Sir

Marvin Cassman and his colleagues, in their Commentary “Barriers to progress in systems biology” (Nature 438, 1079; 2005), discuss the development of standards in systems-biology research. We agree with the need for well-curated databases, software systems that can work together to analyse such data and integrated models that can deliver the fruits of systems-based research to laboratory biologists. But we have concerns about the proposed solution, which is presented as a ‘top-down’ approach that ignores many existing and emerging standards. It seems based on false assumptions about the research community and ignores the community it is intended to serve.

Cassman and his colleagues argue that standards are needed because much software developed in research settings is not reusable by other groups of working biologists, who are not appropriately trained. But the community has many excellent quantitative scientists and software developers — and with the advent of genomics, an increasing number of physicists, mathematicians, statisticians, computer scientists and engineers have joined the ranks of biologists.

It is not a lack of training that influences software design, but the realities of developing software in a research environment where developing a professional software system is not the primary goal. As fields mature and the methodologies used to generate the data become well known and established, it is both appropriate and valuable to have standardized, easy-to-use software. But standardized approaches are not always appropriate for developing software to support new research using novel methodologies in exciting new ways.

Our collective experience, gained through the Microarray Gene Expression Data Society and the BioConductor project, clearly demonstrates that flexible systems are needed and that most initial efforts are neither well documented nor widely used.
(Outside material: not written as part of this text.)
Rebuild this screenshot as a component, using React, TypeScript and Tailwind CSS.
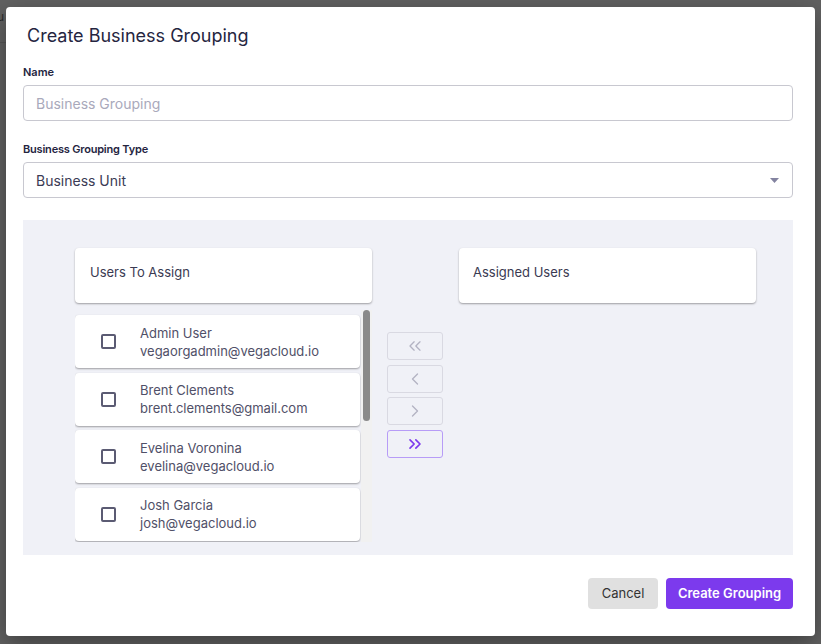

But that is not a bad thing — as science charts a particular path, the appropriate tools, if given room to evolve, do emerge and rise to the top, becoming better documented and more robust.

Even with the relatively straightforward task of assembling and annotating genome-sequencing data, computationally elegant solutions to software interoperability (such as the common object request broker architecture, or CORBA) were ultimately abandoned in favour of FASTA-formatted sequence data and tab-delimited output from various analytical tools strung together using Perl. It wasn't elegant or pretty, but it delivered what was needed in a way that sophisticated users at various locations could replicate and adapt to suit their needs. When combined with well-engineered databases and websites to provide access, the genome projects also delivered the fruits of their work to the broader community in a form that has been extremely useful and continues to evolve. Engineering this ahead of time, particularly when the field and the tools were evolving so rapidly, quite simply would have failed.

We believe that the centralized approach proposed by Cassman and colleagues would not fare well compared with more democratic, community-based approaches that understand and include research-driven development efforts. Creating a rigid standard before a field has matured can result in a failed and unused standard, in the best of circumstances, and, in the worst, can have the effect of stifling innovation.